602 S. Oregon Street
602 S. OREGON STREET- SACRED HEART CATHOLIC CHURCH
Sacred Heart Church was constructed and founded by Reverend Carlo Pinto in 1892. Pinto was a Jesuit immigrant from Naples, Italy who replaced father Penella on his mission to the borderland. Pinto’s reasoning behind constructing the church on South Oregon Street was because it was located in the heart of the Mexican quarter of El Paso. Throughout the end of the 19th century and the beginning of the 20th century, Sacred Heart not only served as the main Catholic church for people in South El Paso but was also a safe haven for Mexican immigrants fleeing the Mexican Revolution and the Cristero Wars (the 1920s-1930s). In addition, the church served as a parish school for many children living in Segundo Barrio during the early 20th century.

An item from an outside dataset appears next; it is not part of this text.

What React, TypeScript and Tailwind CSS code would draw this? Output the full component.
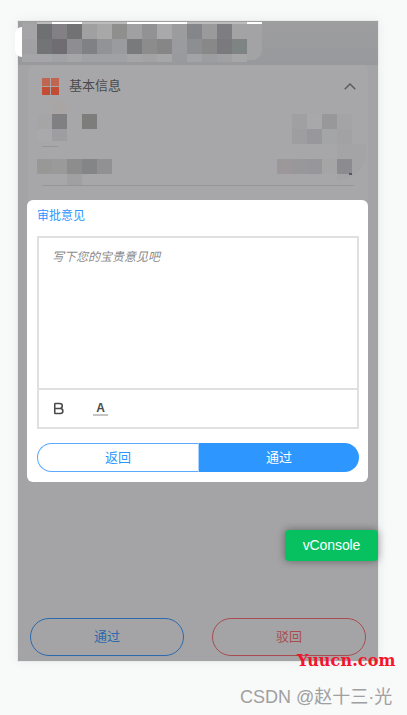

In April of 1893, about a year after the church’s construction, the first mass at Sacred Heart was held. Five years later, in 1898, a parochial rectory was built on the Church’s Southeast corner of Oregon and Fourth Street. The 12-room rectory made it possible to house all the Jesuit priests living in El Paso during the time. In 1900, a second floor was added to the original parish school building due to the school's increasing enrollment. Shortly after, in 1915, the parish school’s enrollment increased to over 800 students because of immigration from the Mexican Revolution, prompting Pope Pius X to grant El Paso its own independent diocese. Such a case was also similar during the Cristero Wars, as an influx of Mexican immigrants saw the parish school enrollment increase again. Nonetheless, Sacred Heart Church played a fundamental historical and religious role in early El Paso history and was the primary church for Mexican Catholics living in El Paso during this era.
Listen more here:
Cleofas Calleros on Sacred Heart Parish School
Maria del Refugio Solis, community member of Segundo Barrio
[Sacred Heart School], photograph, Date Unknown;(https://texashistory.unt.edu/ark:/67531/metapth680988/: accessed March 30, 2023), University of North Texas Libraries, The Portal to Texas History, https://texashistory.unt.edu; crediting Texas Historical Commission.
References:
Aoy School Faculty 1901-1902. Facebook.com/EPCHS. El Paso County Historical Society, June 5, 2017. https://www.facebook.com/EPCHS/photos.
Dailey, Maceo Crenshaw. Henry Flipper. Black Past. U.S. National Archives, February 12, 2007. https://www.blackpast.org/african-american-history/flipper-henry-ossian-1856-1940/.
Koch, Augustus. “Bird's Eye View of El Paso, Texas.” 1886. Map.
Library of Congress. “Historias: El Paso Black History.” Web log. Henry Flipper: Digie.org (blog). El Paso Museum of History, 2021. https://www.digie.org/en/album/23656/14653.
Romo, David Dorado. Ringside Seat to a Revolution an Underground Cultural History of El Paso and juárez: 1893-1923. Louisville: Cinco Puntos Press, 2014.
Romo, David Dorado. Working paper. Urban History Project: Mapping South Oregon Street, El Paso, Texas. El Paso, Texas: Student Papers, 2009.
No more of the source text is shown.